The Licensor, does not receive, nor is it entitled to receive, any money as a result of CGT event D1 or H2 happening. As a result of granting Licensee Company the right to use the business, the Licensor is entitled to future income (the Licence Fee) for the term of the Licence Agreement. A right to income is generally assignable, and is therefore 'property' for the purposes of paragraph 116-20(1)(b) of the ITAA 1997. However, even though the right to payment is property, the issue in this case is whether this property is received in respect of the D1 or H2 CGT event happening.

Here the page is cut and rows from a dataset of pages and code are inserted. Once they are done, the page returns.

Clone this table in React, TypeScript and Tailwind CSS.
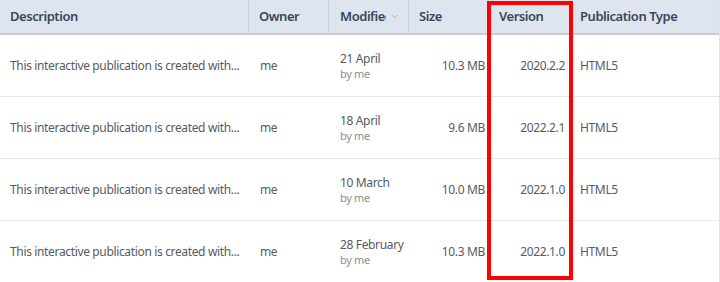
import React from 'react';
import { ChevronDown } from 'lucide-react';

const rows = [
  { date: '21 April', size: '10.3 MB', version: '2020.2.2' },
  { date: '18 April', size: '9.6 MB', version: '2022.2.1' },
  { date: '10 March', size: '10.0 MB', version: '2022.1.0' },
  { date: '28 February', size: '10.3 MB', version: '2022.1.0' },
];

const cols = 'grid grid-cols-[249px_80px_80px_80px_81px_1fr]';

const App: React.FC = () => {
  return (
    <div className="relative w-[720px] h-[282px] bg-white overflow-hidden font-['Noto_Sans',sans-serif]">
      <div className="border-r border-[#dfe3e8] h-full">
        {/* header */}
        <div className={`${cols} h-[35px] bg-[#dfe5ee] border-b-2 border-[#c8ced7] text-[13px] tracking-[-0.45px] font-semibold text-[#3a475a]`}>
          <div className="flex items-center pl-[10px] border-r border-[#c9d0da]">Description</div>
          <div className="flex items-center pl-[10px] border-r border-[#c9d0da]">Owner</div>
          <div className="flex items-center pl-[11px] pr-[6px] border-r border-[#c9d0da]">
            <span className="overflow-hidden whitespace-nowrap w-[46px]">Modified</span>
            <ChevronDown size={9} className="ml-[4px] text-[#9aa3ae]" />
          </div>
          <div className="flex items-center pl-[10px] border-r border-[#c9d0da]">Size</div>
          <div className="flex items-center pl-[10px] border-r border-[#c9d0da]">Version</div>
          <div className="flex items-center pl-[10px]">Publication Type</div>
        </div>

        {rows.map((r, i) => (
          <div key={i} className={`${cols} h-[62px] border-b border-[#e8e8e8] text-[12px] tracking-[-0.35px] text-[#555b63]`}>
            <div className="flex items-center pl-[10px] whitespace-nowrap">This interactive publication is created with...</div>
            <div className="flex items-center pl-[11px]">me</div>
            <div className="flex flex-col justify-center pl-[11px] leading-[15px]">
              <span>{r.date}</span>
              <span className="text-[11px] text-[#8a8f96]">by me</span>
            </div>
            <div className="flex items-center justify-end pr-[4px]">{r.size}</div>
            <div className="flex items-center justify-end pr-[5px]">{r.version}</div>
            <div className="flex items-center pl-[10px]">HTML5</div>
          </div>
        ))}
      </div>

      {/* highlight overlay */}
      <div className="absolute left-[487px] top-[1px] w-[86px] h-[279px] border-[4px] border-[#ff0000]" />
    </div>
  );
};

export default App;
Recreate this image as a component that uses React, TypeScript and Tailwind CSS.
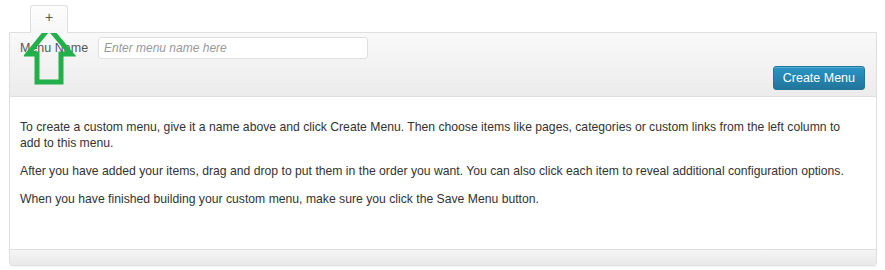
import React from 'react'

// Menu editor: empty state with "create menu" tab

const App = () => {
  return (
    <div className="relative h-[270px] w-[885px] bg-white font-['Liberation_Sans',Arial,sans-serif] text-[#333]">
      {/* Tabs */}
      <div className="flex h-[32px] items-end pl-[30px] pt-[4px]">
        <div className="relative z-10 -mb-px flex h-[28px] w-[38px] items-start justify-center rounded-t-[3px] border border-b-0 border-[#dfdfdf] bg-gradient-to-b from-[#fdfdfd] to-[#f7f7f7] pt-[4px] text-[14px] leading-[14px] text-[#555]">
          +
        </div>
      </div>

      {/* Panel */}
      <div className="mx-[9px] w-[868px] rounded-b-[3px] border border-[#dfdfdf] shadow-[0_1px_1px_rgba(0,0,0,0.04)]">
        {/* Header */}
        <div className="h-[64px] border-b border-[#dfdfdf] bg-gradient-to-b from-[#f9f9f9] to-[#ececec] px-[10px] pt-[4px]">
          <div className="flex items-center">
            <label className="w-[78px] text-[12.5px] text-[#555]">Menu Name</label>
            <input
              className="h-[22px] w-[270px] rounded-[3px] border border-[#dfdfdf] bg-white px-[5px] text-[12px] italic text-[#333] placeholder:text-[#999] outline-none"
              placeholder="Enter menu name here"
            />
          </div>
          <div className="mt-[7px] flex justify-end">
            <button className="mr-px h-[24px] rounded-[3px] border border-[#21759b] bg-gradient-to-b from-[#2a95c5] to-[#21759b] px-[9px] text-[12.5px] text-white shadow-[inset_0_1px_0_rgba(120,200,230,0.5)]">
              Create Menu
            </button>
          </div>
        </div>

        {/* Body */}
        <div className="h-[152px] bg-white pl-[10px] pr-[26px] pt-[22px] text-[12.2px] leading-[16px]">
          <p className="mb-[12px]">
            To create a custom menu, give it a name above and click Create Menu. Then choose items like pages,
            categories or custom links from the left column to add to this menu.
          </p>
          <p className="mb-[12px]">
            After you have added your items, drag and drop to put them in the order you want. You can also click each
            item to reveal additional configuration options.
          </p>
          <p>When you have finished building your custom menu, make sure you click the Save Menu button.</p>
        </div>

        {/* Footer */}
        <div className="h-[16px] border-t border-[#dfdfdf] bg-gradient-to-b from-[#f5f5f5] to-[#e9e9e9]"></div>
      </div>

      {/* Annotation arrow */}
      <svg className="absolute left-[24px] top-[24px]" width="52" height="62" viewBox="0 0 52 62">
        <polygon
          points="25,4 4,30 13,30 13,58 37,58 37,30 47,30"
          fill="none"
          stroke="#22b04b"
          strokeWidth="5"
          strokeLinejoin="miter"
        />
      </svg>
    </div>
  )
}

export default App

It is considered in the circumstances of this case that it is reasonable to conclude that Licensee Company's undertaking to pay relates to the use of the business, rather than the grant of the licence.
Licensee Company does not pay a premium for entering into the Licence Agreement, and the Licence Fee does not contain an embedded premium. Therefore, whilst the right to the Licence Fee is 'property' for the purposes of paragraph 116-20(1)(b) of the ITAA 1997, it is not property received 'in respect of the CGT event D1 happening', and is therefore not capital proceeds in accordance with subsection 116-20(1) of the ITAA 1997. If the CGT event D1 did not happen, the same conclusion would be drawn in regard to CGT event H2.
In a number of CGT events where no capital proceeds are received, subsection 116-30(1) operates to treat the capital proceeds from the CGT event to be equal to the market value of the asset. However, where CGT event D1 happens and there is no capital proceeds, subsection 116-30(3) of the ITAA 1997 provides that the market value substitution rule does not apply.
The general rules in section 116-25 exclude the market value substitution rule from applying to CGT event H2.
Therefore, no capital gain can result in the absence of capital proceeds.